» **Written request**
Search the material below for the word "components" and copy every line in which it occurs.

--------------------------------

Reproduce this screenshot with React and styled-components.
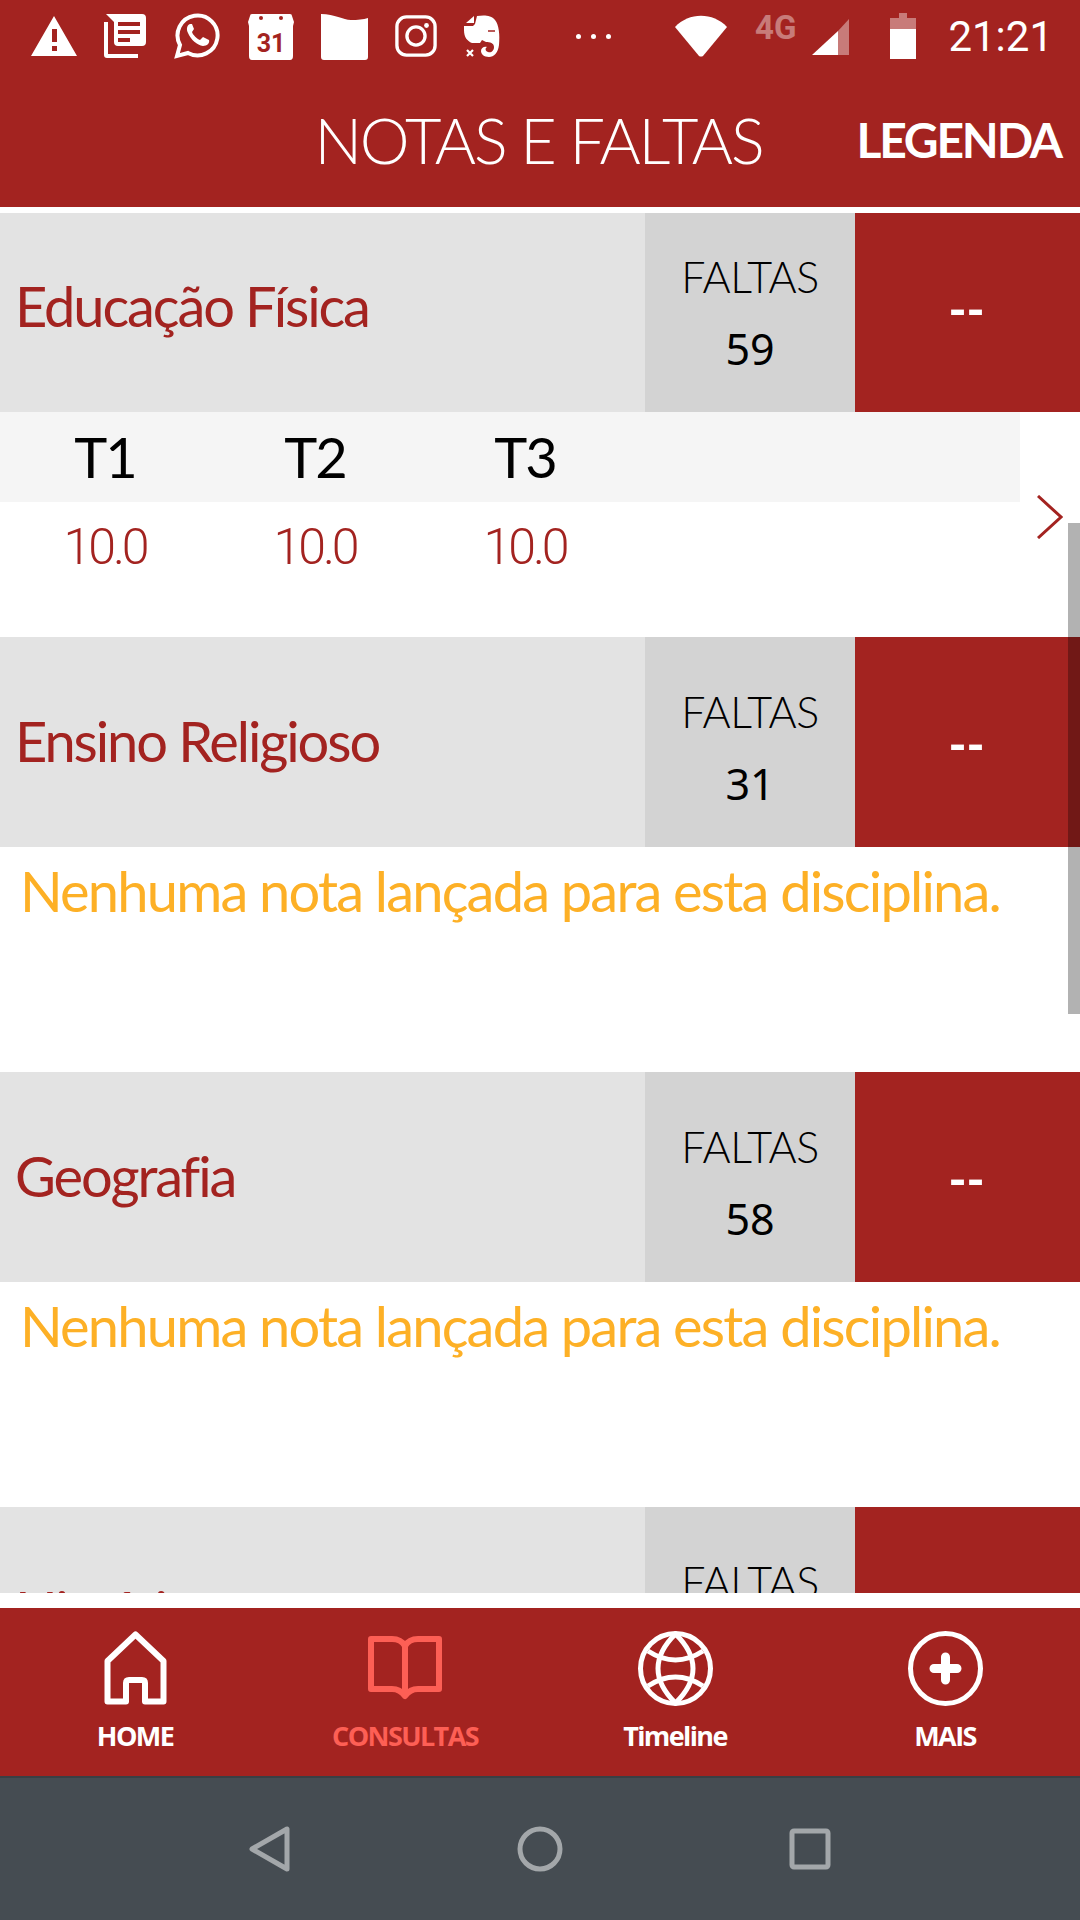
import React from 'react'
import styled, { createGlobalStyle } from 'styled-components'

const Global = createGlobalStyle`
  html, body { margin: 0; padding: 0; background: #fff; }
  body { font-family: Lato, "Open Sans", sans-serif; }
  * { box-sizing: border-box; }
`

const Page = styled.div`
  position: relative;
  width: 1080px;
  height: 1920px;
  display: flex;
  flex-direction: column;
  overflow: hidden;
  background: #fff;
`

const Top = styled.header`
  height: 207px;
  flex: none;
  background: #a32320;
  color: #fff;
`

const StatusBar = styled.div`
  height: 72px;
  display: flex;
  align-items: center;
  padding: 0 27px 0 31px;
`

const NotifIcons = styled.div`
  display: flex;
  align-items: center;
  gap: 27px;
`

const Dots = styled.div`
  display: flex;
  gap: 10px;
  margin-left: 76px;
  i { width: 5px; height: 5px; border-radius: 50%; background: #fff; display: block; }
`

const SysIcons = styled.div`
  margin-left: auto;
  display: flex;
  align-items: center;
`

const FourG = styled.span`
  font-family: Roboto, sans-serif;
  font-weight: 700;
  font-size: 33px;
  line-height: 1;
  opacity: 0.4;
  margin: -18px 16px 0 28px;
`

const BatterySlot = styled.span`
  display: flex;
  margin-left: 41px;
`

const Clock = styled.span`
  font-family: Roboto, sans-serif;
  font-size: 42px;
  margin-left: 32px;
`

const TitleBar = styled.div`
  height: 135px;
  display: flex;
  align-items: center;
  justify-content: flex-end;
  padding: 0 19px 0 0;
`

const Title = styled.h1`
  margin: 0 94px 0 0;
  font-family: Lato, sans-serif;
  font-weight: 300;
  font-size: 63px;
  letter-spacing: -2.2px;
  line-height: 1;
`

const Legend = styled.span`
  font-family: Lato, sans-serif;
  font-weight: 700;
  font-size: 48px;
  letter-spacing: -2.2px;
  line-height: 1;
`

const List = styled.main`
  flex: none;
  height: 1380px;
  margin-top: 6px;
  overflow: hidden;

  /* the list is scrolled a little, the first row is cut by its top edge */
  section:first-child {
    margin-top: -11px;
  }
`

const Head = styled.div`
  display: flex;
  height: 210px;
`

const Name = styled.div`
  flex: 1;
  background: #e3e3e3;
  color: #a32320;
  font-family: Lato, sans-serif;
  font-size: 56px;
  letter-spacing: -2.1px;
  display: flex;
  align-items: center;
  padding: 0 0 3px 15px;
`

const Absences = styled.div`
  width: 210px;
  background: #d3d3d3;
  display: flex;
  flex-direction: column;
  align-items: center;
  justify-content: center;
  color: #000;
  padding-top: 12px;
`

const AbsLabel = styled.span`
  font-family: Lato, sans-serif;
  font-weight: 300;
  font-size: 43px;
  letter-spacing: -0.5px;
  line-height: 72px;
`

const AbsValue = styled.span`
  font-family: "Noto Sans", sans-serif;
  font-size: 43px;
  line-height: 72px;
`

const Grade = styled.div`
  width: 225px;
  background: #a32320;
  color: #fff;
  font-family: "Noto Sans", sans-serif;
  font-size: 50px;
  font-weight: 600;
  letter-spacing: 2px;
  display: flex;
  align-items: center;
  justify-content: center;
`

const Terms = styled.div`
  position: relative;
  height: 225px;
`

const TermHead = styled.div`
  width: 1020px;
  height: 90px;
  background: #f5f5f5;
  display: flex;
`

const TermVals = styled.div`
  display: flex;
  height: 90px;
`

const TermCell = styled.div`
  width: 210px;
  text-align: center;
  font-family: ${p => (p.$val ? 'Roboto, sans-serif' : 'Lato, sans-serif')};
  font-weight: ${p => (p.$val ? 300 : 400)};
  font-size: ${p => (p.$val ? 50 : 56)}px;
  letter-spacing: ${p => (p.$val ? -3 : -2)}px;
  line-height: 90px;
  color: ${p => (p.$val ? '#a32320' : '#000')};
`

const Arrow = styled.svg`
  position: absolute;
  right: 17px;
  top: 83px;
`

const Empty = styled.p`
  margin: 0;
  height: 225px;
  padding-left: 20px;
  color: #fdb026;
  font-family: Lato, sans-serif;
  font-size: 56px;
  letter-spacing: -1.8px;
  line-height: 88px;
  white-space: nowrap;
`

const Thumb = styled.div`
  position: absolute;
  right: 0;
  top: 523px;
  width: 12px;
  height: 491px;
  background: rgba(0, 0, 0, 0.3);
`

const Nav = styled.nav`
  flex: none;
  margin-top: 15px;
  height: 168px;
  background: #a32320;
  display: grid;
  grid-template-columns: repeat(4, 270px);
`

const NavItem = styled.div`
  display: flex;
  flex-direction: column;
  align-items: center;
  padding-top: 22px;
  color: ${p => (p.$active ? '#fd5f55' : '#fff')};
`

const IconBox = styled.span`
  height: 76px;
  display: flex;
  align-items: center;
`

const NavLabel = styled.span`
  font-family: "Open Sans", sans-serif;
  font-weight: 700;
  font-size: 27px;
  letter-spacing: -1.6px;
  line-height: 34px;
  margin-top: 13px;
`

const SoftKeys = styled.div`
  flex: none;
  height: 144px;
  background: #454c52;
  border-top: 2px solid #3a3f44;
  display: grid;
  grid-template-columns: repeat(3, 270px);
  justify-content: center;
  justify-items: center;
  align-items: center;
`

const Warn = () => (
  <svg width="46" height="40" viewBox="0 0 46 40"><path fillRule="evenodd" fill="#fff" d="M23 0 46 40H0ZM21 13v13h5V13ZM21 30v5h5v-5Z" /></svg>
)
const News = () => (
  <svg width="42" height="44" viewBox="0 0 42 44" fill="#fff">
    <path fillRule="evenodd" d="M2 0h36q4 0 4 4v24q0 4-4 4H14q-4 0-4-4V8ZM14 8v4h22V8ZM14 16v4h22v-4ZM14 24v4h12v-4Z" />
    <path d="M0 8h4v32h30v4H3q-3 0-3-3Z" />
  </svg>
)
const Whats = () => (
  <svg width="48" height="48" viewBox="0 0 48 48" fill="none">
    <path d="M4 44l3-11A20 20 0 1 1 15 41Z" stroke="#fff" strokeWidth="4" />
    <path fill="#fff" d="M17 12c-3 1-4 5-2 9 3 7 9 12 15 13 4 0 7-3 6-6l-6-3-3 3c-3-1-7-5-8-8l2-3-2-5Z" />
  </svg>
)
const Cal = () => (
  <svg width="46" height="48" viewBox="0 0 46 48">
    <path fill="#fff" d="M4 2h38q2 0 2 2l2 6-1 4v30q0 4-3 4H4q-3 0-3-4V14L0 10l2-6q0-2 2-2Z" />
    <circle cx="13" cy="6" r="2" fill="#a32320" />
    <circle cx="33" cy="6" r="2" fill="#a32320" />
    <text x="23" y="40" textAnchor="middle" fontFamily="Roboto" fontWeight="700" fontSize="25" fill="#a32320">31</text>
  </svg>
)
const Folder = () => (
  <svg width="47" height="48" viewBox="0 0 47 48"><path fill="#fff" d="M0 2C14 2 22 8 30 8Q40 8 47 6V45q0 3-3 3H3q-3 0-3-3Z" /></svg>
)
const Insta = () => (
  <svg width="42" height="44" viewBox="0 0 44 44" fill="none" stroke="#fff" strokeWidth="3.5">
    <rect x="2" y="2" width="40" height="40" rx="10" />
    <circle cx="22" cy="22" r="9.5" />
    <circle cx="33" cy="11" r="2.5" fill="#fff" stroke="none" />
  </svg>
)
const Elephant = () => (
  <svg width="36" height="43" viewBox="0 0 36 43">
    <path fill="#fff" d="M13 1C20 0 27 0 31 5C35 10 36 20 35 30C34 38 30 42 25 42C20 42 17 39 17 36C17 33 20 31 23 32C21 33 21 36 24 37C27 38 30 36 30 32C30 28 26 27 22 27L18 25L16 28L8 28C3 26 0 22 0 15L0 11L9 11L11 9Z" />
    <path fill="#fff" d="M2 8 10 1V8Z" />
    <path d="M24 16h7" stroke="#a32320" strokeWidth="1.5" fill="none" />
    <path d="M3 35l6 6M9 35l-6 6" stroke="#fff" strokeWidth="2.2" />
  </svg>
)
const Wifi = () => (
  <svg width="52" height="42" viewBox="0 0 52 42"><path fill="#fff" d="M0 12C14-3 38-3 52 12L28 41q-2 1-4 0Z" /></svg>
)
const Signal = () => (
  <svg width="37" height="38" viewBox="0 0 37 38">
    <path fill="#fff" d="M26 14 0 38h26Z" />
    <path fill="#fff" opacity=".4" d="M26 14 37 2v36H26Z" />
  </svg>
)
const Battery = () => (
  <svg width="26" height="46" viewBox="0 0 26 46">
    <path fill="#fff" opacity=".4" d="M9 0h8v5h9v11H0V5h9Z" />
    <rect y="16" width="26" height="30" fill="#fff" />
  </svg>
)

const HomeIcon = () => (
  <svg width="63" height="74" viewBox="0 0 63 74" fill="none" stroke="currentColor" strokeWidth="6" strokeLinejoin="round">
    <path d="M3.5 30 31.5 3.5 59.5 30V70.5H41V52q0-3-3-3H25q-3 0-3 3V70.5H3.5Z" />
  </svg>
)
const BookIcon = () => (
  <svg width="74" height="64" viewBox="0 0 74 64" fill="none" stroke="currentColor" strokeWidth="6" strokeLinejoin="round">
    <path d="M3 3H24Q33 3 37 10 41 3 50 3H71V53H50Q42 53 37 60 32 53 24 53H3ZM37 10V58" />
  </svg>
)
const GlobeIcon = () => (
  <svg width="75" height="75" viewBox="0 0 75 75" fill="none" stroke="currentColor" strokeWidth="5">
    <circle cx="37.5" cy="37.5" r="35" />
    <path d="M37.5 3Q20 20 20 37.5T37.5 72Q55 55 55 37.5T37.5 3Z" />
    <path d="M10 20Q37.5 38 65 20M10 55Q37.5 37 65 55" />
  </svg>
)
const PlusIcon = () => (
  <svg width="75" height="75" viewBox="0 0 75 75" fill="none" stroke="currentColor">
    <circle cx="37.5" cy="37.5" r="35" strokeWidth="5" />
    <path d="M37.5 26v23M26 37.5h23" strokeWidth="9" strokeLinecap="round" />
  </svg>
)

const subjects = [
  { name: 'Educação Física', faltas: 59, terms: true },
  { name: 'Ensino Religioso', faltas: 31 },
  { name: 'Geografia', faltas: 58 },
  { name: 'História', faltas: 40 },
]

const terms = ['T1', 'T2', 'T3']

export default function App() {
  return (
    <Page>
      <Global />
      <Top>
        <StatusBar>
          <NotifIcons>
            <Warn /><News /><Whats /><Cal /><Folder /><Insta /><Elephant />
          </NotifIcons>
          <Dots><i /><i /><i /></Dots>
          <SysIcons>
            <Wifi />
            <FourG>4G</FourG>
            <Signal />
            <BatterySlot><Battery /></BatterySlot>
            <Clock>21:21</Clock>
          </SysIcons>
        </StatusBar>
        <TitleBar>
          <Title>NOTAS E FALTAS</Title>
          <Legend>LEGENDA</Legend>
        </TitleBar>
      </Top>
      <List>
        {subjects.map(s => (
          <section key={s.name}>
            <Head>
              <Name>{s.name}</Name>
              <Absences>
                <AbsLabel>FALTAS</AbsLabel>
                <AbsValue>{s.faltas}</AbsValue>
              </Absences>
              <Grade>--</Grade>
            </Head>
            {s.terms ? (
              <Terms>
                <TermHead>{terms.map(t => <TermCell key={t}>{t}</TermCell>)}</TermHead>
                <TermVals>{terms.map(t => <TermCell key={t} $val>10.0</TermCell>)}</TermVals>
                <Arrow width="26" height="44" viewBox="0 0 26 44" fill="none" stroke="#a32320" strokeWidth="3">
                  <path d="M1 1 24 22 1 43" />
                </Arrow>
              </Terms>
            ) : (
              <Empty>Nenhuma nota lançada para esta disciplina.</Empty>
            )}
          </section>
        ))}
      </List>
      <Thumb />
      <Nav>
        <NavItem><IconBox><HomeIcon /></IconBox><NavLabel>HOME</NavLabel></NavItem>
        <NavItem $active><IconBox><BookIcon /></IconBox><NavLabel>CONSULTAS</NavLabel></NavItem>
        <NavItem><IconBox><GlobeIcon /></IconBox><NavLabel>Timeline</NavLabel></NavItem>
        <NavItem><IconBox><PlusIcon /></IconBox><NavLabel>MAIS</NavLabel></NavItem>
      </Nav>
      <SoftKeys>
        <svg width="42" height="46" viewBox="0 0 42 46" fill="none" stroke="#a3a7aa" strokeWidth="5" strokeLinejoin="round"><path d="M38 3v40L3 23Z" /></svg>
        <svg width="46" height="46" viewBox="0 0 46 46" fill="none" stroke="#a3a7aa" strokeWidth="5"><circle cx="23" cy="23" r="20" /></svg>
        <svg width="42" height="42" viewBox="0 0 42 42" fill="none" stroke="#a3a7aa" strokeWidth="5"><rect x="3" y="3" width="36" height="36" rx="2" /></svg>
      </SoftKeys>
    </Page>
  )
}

--------------------------------

» **Output below**
Reproduce this screenshot with React and styled-components.
import styled, { createGlobalStyle } from 'styled-components'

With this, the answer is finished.